# START OF Data supplied
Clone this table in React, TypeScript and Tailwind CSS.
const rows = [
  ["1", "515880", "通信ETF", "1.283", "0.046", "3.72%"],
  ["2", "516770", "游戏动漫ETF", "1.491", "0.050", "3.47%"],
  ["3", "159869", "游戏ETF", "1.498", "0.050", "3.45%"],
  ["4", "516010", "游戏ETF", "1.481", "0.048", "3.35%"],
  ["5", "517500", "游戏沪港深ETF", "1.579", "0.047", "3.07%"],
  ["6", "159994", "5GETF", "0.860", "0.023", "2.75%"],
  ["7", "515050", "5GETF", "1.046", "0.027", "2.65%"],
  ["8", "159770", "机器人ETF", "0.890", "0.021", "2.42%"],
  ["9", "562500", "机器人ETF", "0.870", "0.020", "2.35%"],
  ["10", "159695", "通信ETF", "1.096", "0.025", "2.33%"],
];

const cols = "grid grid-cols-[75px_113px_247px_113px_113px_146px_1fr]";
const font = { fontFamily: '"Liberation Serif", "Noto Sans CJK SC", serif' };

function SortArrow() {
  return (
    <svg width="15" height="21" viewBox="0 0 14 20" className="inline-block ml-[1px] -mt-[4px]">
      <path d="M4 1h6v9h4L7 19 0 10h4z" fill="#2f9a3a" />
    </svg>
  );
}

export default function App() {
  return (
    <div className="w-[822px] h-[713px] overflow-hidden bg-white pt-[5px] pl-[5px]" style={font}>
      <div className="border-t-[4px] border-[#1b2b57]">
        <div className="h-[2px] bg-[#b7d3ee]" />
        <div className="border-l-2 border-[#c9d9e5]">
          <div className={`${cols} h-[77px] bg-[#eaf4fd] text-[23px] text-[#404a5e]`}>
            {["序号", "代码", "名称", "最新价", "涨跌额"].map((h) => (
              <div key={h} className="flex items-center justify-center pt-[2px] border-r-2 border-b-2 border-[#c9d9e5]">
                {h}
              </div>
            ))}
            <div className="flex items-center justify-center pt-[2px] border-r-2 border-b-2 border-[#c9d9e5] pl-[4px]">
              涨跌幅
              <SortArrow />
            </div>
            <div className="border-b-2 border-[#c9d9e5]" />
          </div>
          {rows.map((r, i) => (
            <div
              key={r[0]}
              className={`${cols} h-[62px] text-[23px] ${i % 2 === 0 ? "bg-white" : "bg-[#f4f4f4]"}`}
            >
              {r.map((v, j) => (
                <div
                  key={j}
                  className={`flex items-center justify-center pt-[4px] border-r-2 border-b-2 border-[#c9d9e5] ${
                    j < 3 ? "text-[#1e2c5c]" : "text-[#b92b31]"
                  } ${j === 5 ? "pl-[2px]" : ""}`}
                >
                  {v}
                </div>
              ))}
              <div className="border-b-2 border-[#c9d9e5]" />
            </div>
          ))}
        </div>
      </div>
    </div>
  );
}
# END OF Data supplied
# START OF Data supplied
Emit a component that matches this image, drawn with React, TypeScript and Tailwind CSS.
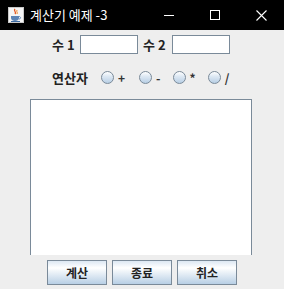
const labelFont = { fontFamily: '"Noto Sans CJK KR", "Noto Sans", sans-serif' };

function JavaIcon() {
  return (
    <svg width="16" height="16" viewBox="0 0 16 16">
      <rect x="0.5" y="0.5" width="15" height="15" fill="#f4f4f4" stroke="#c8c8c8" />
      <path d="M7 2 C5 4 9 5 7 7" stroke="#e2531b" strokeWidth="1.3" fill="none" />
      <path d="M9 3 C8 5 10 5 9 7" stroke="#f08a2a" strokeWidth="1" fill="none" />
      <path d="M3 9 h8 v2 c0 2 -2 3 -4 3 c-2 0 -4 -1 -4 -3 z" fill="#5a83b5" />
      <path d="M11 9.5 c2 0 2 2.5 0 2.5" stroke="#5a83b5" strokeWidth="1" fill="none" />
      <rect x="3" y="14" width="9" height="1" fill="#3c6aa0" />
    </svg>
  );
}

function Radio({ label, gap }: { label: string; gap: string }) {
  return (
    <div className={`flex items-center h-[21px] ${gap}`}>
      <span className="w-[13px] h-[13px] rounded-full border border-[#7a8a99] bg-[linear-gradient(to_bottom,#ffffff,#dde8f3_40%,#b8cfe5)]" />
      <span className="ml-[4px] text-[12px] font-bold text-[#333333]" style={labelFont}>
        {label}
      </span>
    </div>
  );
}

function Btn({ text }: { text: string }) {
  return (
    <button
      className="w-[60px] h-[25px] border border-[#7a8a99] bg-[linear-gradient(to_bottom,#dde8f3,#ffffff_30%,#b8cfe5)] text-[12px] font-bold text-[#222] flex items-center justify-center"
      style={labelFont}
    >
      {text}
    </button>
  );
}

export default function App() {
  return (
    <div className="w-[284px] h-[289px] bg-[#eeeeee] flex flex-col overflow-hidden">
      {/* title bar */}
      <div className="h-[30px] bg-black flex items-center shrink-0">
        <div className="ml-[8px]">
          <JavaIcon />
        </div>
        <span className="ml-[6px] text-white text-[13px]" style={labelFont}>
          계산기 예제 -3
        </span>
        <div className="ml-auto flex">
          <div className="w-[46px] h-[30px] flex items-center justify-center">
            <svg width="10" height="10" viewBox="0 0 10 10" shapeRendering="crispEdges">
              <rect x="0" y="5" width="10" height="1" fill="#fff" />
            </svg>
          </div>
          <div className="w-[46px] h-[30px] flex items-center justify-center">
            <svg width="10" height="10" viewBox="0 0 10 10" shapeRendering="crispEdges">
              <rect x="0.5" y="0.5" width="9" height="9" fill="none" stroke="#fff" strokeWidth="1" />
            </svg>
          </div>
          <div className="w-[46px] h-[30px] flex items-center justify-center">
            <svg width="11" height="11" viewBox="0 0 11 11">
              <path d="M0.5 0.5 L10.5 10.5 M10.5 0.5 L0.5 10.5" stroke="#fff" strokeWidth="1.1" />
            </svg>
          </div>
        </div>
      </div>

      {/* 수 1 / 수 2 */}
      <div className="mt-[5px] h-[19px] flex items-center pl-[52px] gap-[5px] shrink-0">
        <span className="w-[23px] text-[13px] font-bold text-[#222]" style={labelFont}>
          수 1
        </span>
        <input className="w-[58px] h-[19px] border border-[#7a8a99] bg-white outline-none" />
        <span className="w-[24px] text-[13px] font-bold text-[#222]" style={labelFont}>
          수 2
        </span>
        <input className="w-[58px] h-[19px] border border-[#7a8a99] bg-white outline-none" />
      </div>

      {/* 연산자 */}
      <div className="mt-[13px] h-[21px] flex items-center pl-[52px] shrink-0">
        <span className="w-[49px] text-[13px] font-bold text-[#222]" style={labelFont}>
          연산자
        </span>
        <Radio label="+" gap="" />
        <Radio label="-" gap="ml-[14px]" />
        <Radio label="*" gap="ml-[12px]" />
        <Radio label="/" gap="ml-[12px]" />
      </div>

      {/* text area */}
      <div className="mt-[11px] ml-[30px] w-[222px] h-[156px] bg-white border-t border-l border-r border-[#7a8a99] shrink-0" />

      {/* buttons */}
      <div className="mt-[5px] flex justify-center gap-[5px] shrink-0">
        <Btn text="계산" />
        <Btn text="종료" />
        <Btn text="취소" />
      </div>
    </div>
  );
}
# END OF Data supplied
__The problem__
Lines in the records that hold the word "this" are to be counted; give only the total.

__The answer__
2